Entries with page source code =>
═══

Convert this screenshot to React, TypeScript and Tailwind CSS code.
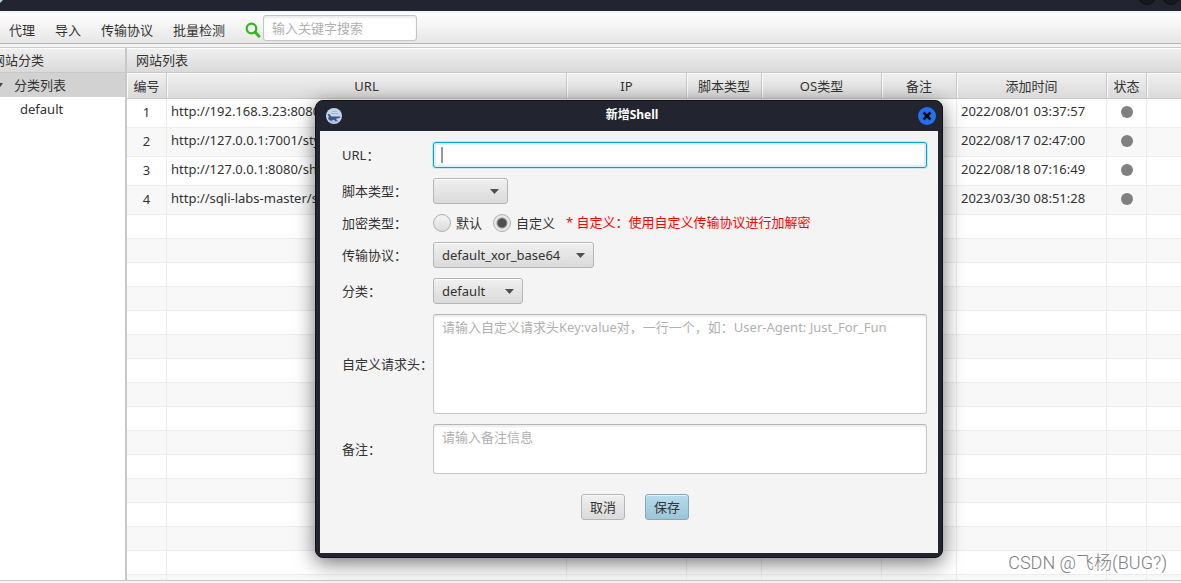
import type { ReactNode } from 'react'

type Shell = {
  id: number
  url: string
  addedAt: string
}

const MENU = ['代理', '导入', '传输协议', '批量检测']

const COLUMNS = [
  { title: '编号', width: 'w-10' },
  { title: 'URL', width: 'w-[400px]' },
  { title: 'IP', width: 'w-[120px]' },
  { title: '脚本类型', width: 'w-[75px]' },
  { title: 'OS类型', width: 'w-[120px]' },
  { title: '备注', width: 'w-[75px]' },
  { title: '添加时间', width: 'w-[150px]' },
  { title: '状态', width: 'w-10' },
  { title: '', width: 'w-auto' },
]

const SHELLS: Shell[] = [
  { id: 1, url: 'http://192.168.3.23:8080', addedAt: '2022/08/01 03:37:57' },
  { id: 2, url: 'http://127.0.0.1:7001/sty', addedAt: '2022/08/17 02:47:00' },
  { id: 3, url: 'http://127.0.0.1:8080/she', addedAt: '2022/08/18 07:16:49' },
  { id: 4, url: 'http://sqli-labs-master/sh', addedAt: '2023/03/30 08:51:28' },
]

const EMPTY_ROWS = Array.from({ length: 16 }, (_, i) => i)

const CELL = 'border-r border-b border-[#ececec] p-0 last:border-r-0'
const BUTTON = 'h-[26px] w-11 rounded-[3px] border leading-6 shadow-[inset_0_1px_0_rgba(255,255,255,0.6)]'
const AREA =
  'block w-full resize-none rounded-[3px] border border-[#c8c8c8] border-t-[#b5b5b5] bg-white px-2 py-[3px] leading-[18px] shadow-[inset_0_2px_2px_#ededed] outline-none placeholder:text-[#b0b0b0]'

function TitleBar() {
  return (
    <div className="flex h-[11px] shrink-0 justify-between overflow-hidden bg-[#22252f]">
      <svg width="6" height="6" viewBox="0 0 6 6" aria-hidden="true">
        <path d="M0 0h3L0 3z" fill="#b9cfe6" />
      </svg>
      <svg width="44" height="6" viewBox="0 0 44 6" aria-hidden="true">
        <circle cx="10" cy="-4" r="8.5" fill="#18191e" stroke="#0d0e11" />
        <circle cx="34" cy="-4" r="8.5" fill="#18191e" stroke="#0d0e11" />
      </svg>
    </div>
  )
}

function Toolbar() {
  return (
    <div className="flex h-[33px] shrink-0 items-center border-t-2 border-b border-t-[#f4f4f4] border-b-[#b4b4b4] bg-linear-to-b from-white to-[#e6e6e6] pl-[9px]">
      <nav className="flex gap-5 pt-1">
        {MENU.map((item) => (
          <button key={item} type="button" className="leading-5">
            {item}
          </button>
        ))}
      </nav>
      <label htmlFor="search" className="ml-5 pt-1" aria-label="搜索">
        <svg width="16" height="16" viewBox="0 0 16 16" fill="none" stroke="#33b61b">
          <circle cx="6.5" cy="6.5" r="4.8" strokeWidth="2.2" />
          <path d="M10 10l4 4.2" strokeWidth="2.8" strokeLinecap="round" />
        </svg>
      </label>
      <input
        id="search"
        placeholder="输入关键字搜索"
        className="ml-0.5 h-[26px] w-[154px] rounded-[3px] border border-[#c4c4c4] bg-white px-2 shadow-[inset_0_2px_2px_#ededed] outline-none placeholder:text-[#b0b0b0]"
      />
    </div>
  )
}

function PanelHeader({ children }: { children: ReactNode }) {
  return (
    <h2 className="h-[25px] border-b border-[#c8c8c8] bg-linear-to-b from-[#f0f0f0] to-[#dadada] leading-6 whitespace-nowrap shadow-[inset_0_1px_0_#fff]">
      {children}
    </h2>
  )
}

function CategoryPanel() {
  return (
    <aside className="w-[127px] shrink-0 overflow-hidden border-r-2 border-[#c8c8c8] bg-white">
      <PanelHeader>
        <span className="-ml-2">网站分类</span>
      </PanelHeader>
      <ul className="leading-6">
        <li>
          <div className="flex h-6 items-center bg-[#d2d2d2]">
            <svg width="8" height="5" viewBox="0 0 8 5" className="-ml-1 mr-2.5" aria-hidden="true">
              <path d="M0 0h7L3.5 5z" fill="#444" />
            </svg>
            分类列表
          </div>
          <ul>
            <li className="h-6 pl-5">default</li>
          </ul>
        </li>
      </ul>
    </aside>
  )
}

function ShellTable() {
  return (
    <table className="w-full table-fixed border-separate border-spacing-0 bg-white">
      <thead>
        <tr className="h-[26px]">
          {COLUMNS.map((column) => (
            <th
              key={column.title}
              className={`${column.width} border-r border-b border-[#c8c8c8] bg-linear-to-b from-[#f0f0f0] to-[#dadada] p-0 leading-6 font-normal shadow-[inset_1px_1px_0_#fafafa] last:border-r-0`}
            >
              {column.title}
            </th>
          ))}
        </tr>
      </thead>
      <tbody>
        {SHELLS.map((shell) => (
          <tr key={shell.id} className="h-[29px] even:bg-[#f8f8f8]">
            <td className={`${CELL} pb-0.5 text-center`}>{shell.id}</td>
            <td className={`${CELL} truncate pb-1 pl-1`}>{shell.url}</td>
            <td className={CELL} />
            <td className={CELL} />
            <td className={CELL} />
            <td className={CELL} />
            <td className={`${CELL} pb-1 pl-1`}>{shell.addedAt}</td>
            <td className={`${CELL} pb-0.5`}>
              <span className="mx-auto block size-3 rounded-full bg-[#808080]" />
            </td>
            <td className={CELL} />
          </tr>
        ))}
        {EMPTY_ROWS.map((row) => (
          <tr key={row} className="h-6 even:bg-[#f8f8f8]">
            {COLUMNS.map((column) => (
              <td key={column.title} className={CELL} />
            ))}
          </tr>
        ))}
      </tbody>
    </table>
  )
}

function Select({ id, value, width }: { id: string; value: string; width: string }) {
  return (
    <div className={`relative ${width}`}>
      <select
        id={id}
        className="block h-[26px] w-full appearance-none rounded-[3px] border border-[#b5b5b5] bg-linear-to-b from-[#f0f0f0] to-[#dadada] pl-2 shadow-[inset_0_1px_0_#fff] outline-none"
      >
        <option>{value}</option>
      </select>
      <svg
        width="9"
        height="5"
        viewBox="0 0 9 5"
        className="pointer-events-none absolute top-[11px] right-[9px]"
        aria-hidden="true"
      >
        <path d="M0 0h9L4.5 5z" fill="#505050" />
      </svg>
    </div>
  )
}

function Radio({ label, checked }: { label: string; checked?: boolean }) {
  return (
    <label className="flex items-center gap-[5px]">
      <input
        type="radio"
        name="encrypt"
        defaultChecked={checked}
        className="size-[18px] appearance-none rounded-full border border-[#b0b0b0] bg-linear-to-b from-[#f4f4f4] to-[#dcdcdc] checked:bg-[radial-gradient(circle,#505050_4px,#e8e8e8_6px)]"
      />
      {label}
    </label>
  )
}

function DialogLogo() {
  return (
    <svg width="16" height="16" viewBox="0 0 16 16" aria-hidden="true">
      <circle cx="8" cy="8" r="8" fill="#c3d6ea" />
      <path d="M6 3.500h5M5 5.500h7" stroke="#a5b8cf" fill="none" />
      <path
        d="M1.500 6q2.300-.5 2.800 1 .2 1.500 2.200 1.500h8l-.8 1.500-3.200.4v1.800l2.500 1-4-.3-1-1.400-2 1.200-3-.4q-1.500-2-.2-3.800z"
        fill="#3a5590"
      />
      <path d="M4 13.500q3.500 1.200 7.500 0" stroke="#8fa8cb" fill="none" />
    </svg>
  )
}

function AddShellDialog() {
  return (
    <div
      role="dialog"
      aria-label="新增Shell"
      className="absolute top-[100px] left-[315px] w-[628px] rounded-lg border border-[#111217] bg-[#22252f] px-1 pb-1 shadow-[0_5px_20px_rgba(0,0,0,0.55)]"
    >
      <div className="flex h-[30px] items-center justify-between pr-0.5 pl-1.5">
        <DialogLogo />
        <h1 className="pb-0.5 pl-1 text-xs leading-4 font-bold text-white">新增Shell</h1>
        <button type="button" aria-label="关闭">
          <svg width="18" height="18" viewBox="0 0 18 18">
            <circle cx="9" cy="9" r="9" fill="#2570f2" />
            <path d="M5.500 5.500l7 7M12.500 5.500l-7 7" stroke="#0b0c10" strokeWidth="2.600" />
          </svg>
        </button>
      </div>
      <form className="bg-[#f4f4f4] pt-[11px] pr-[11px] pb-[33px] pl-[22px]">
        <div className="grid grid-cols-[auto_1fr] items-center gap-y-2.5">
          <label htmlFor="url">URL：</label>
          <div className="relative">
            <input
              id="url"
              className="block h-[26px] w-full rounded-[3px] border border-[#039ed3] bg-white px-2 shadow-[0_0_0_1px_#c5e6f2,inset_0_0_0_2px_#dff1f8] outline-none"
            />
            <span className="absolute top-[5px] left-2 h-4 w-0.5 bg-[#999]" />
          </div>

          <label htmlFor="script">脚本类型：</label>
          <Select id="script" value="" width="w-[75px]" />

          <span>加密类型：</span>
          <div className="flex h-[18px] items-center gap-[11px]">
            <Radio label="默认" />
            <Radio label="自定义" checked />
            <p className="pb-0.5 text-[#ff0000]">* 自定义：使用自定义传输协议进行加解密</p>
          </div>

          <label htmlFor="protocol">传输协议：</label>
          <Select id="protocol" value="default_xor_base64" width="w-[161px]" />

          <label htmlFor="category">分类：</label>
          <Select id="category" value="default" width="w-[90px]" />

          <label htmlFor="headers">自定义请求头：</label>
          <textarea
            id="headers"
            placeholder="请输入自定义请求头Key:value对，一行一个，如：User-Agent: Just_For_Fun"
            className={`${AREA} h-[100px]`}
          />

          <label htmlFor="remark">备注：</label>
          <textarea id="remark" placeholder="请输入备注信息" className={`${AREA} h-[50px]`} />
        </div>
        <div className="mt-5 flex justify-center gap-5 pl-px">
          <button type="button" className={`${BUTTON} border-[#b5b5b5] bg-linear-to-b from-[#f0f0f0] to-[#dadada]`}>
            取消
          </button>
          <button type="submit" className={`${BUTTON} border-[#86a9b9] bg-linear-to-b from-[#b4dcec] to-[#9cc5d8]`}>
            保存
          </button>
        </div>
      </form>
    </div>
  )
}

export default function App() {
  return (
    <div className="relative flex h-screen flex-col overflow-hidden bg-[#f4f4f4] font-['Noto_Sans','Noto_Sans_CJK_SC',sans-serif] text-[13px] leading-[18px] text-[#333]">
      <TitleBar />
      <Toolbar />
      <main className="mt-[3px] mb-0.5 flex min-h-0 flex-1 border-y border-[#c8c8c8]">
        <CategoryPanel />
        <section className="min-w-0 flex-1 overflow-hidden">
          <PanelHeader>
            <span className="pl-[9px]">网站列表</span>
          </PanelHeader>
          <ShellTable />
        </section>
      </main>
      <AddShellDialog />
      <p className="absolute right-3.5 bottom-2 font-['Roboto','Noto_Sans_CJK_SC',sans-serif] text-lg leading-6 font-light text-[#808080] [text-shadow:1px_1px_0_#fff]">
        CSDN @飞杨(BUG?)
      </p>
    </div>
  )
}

═══

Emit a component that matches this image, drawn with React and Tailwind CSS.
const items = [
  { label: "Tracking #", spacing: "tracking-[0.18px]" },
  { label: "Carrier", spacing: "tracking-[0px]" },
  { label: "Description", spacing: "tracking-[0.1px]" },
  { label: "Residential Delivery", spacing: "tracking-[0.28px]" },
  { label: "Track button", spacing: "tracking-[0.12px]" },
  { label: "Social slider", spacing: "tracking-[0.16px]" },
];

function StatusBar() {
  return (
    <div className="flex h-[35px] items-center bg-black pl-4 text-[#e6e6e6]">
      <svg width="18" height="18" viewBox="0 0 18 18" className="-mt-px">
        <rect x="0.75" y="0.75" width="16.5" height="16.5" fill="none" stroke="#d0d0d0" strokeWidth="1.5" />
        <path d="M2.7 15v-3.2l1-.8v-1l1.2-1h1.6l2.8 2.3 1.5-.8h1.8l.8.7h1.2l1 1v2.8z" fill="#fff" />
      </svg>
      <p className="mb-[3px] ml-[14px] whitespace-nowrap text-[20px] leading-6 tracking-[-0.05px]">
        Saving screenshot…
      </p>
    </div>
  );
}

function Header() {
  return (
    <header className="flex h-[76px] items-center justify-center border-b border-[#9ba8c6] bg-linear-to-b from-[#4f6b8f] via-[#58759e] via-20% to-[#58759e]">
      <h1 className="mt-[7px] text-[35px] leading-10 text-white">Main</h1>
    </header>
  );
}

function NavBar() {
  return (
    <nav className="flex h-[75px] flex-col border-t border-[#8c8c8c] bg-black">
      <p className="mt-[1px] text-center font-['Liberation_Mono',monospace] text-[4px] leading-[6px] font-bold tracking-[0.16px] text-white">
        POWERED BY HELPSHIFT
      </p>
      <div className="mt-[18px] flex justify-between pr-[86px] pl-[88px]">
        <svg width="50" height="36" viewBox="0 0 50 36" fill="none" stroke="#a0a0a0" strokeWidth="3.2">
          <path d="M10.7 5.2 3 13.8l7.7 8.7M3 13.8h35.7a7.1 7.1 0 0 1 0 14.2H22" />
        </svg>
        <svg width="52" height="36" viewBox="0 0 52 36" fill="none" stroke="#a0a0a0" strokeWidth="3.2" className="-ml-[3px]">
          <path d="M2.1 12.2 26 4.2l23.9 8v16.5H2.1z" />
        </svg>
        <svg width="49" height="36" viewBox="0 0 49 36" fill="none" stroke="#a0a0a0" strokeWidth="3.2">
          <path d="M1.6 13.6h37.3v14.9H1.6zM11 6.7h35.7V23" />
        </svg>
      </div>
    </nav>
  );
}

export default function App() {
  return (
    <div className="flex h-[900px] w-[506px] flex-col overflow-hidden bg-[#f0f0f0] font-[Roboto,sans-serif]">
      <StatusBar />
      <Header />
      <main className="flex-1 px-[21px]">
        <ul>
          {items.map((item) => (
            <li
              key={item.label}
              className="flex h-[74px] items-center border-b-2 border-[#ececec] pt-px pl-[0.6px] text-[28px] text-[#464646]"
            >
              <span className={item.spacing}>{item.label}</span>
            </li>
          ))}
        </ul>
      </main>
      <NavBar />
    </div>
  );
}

═══

OBJECTIVE =>
From the line that has "Convert this screenshot" through the line that has "const MENU = ['代理', '导入', '传输协议', '批量检测']", reproduce each line exactly as it stands and nothing else; do not include any pictures.

THE COMPLETED TASK =>
Convert this screenshot to React, TypeScript and Tailwind CSS code.
import type { ReactNode } from 'react'

type Shell = {
  id: number
  url: string
  addedAt: string
}

const MENU = ['代理', '导入', '传输协议', '批量检测']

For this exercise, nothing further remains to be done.